Rätselraten um Eisbär mit Graffito auf dem Fell

Die Markierung ist auf den Videobildern deutlich erkennbar (Bild: Screenshot)
Die Markierung ist auf den Videobildern deutlich erkennbar (Bild: Screenshot)

Alles halb so schlimm: Die Aufregung in sozialen Netzwerken um einen besprühten Eisbären ist unbegründet. Zunächst wurde wild spekuliert, dass es sich um einen bösen Scherz handeln müsse, den sich eine Person mit dem Tier erlaubt habe. Tatsächlich dient die Markierung lediglich der Identifizierung. Dem Tier geht es gut, die Farbe soll sich bald wieder abwaschen.

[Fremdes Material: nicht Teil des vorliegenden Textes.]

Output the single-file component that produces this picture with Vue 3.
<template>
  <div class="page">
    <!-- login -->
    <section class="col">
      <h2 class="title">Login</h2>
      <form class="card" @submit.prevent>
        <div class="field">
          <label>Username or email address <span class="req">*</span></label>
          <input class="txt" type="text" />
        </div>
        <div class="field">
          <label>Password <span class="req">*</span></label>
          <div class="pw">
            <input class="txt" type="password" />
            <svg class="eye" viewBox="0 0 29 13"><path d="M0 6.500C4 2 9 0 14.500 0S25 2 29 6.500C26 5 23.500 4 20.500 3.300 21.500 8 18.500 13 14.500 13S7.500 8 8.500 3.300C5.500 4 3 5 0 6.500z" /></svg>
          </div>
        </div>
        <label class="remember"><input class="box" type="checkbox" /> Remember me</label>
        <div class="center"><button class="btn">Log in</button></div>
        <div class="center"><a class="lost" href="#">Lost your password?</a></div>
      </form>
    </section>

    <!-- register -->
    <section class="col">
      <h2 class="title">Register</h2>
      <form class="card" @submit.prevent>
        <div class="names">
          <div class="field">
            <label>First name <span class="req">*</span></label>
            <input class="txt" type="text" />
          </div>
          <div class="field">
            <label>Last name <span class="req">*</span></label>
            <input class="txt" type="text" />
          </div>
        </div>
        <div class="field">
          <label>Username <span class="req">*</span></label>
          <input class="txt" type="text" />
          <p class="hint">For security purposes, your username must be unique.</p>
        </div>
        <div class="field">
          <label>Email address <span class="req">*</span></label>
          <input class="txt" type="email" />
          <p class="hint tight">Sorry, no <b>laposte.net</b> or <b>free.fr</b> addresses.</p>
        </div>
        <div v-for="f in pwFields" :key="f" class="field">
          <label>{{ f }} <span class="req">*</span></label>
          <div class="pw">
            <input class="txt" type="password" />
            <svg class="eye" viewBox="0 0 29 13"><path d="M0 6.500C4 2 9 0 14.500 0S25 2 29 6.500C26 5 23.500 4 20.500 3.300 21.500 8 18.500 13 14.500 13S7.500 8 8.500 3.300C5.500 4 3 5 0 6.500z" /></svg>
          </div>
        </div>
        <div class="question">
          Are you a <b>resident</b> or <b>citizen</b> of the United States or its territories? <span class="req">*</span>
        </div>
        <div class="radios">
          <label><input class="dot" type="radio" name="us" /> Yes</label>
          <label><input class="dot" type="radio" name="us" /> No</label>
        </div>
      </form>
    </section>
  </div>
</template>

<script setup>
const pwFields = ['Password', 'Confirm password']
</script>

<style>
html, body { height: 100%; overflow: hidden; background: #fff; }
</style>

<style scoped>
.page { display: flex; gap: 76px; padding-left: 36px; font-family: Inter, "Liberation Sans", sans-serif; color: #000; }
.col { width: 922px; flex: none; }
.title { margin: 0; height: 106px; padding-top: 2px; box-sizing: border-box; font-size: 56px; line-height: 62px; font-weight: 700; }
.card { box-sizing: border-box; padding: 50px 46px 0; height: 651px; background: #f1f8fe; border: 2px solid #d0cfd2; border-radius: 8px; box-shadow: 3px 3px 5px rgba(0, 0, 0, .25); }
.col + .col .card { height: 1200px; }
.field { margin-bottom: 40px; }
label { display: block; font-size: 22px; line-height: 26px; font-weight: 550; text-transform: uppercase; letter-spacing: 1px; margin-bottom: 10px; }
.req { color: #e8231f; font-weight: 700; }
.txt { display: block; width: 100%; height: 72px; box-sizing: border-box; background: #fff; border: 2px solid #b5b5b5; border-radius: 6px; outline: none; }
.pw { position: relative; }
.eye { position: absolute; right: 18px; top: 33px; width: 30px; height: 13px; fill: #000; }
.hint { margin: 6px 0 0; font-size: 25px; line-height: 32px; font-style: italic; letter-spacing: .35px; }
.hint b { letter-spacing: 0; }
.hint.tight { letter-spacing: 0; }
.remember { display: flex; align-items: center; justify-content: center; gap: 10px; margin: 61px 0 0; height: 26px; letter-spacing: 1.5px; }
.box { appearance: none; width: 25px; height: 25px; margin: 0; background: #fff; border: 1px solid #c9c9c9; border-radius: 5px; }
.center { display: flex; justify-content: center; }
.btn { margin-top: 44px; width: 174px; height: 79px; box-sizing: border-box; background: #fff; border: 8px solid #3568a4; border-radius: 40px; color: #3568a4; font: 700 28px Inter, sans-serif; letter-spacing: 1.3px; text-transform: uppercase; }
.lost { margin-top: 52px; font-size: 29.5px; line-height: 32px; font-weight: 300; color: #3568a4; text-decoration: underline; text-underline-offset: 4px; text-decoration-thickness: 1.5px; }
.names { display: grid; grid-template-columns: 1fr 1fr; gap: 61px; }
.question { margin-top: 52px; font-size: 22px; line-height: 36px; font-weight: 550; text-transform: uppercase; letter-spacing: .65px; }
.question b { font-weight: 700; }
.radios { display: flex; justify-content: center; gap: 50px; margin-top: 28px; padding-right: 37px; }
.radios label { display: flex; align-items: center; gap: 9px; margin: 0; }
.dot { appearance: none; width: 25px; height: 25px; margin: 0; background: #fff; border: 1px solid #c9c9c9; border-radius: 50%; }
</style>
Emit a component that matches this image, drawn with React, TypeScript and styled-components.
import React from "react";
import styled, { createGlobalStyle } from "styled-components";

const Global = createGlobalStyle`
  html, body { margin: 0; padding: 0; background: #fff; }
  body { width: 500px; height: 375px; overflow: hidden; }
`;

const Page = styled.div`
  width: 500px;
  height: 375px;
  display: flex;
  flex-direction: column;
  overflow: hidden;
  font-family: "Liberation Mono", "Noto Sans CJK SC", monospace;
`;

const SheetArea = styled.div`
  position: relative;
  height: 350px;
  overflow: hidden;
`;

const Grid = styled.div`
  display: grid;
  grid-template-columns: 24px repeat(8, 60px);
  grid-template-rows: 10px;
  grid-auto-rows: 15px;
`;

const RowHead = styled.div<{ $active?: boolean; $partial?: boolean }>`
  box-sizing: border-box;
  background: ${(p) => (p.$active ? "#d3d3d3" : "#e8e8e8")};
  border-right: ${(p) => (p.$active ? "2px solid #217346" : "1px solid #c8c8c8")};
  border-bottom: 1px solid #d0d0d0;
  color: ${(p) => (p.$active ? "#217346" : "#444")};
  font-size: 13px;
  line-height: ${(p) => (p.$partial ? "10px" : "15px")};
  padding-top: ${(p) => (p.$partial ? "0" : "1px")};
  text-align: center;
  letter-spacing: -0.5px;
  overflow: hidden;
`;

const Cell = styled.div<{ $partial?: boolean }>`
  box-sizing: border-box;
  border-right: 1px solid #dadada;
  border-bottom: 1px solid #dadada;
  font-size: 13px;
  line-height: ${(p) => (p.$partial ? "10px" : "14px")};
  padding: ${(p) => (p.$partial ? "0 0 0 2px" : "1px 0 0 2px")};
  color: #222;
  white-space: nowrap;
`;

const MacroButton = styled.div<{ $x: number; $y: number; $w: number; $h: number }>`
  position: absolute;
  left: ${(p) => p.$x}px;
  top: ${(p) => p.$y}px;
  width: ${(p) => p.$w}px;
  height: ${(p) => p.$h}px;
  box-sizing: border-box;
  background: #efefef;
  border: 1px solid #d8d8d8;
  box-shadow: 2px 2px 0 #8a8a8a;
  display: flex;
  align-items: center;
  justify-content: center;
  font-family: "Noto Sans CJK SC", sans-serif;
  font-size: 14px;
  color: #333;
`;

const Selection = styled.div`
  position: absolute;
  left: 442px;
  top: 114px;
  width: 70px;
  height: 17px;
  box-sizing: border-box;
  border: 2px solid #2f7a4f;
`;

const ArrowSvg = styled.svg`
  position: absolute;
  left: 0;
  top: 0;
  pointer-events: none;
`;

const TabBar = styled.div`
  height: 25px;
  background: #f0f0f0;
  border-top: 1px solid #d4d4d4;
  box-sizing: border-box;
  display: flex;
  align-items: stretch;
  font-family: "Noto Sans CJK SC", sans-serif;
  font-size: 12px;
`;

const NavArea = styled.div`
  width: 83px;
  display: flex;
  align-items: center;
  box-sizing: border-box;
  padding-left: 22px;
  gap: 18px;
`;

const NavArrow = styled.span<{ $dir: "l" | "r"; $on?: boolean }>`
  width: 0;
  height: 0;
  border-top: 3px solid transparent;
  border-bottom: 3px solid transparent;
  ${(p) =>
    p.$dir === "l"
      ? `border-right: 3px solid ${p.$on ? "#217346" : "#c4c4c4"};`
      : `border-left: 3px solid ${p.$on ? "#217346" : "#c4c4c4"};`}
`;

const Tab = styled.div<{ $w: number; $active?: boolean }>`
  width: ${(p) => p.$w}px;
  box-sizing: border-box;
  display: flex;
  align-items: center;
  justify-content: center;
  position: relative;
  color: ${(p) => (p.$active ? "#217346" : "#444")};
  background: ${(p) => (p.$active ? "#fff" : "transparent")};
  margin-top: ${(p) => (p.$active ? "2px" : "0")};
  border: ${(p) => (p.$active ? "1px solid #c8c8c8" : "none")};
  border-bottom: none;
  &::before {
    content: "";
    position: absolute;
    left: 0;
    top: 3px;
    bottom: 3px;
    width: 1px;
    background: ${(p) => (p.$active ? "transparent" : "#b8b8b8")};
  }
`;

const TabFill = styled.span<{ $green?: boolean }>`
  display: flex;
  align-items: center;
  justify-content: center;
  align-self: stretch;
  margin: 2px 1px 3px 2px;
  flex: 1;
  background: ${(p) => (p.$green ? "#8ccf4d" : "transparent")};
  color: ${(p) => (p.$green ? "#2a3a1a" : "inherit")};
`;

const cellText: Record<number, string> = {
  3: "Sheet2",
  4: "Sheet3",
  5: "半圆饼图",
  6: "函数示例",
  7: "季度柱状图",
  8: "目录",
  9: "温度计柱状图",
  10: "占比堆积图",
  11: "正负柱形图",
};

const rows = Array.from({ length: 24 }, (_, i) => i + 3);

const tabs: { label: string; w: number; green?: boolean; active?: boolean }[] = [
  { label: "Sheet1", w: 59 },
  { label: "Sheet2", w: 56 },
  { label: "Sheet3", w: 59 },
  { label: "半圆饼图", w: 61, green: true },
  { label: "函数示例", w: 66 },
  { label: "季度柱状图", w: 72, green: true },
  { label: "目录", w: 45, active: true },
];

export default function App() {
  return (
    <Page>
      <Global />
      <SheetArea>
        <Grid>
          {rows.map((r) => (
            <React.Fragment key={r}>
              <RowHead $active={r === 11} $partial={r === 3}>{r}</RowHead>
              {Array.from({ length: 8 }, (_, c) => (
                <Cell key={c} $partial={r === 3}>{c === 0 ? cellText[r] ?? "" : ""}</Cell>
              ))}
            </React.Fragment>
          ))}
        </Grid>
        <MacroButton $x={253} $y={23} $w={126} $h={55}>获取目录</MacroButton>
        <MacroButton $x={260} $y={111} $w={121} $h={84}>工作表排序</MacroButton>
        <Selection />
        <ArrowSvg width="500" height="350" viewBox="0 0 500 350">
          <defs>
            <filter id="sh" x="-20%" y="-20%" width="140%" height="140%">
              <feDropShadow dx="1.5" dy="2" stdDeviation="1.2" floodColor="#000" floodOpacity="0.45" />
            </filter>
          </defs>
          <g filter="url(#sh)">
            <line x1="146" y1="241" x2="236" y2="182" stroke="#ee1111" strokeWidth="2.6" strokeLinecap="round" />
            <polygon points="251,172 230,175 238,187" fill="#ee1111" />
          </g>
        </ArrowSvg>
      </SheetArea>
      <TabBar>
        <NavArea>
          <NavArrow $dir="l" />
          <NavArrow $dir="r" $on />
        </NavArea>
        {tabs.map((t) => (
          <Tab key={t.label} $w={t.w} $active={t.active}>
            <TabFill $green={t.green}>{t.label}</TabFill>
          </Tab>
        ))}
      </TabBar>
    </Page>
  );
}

Ein Video, das einen Eisbären mit aufgesprühtem Graffito zeigt, sorgt in sozialen Netzwerken seit einigen Tagen für Empörung. In dem kurzen wie verwackelten Clip läuft das Tier durch eine graue Schneelandschaft, zwei Männer unterhalten sich im Hintergrund auf Russisch. Eindeutig zu erkennen ist ein schwarzer Schriftzug auf der rechten Seite des Bären: “T-34”. Verbreitet hat das Video am Montag der WWF-Mitarbeiter Sergei Kavry auf seiner Facebook-Seite. Er schrieb dazu: “Wieso? Wieso? Das Tier wird sich so nicht mehr verstecken und jagen können.” Nach eigenen Angaben hatte Kavry, der für WWF in der Tschukotka-Region im Nordosten Russlands arbeitet, das Video aus einer WhatsApp-Gruppe. Unklar war zunächst, woher es stammte. Das Video hat er mittlerweile von seiner Facebook-Seite gelöscht. Vermutlich, weil der wahre Grund für den Schriftzug bekannt geworden ist.

Wissenschaftliche Markierung oder makabrer Scherz?

Dabei hielten sich tagelang wilde Spekulationen. Eine davon teilte etwa der der russische Wissenschaftler Anatoly Kochnev. Er bekräftigte im Gespräch mit der staatlichen Nachrichtenagentur “RIA” zunächst die Sorge Kavrys: “Bis sich das Tier geputzt hat, wird eine erfolgreiche Jagd schwierig sein.”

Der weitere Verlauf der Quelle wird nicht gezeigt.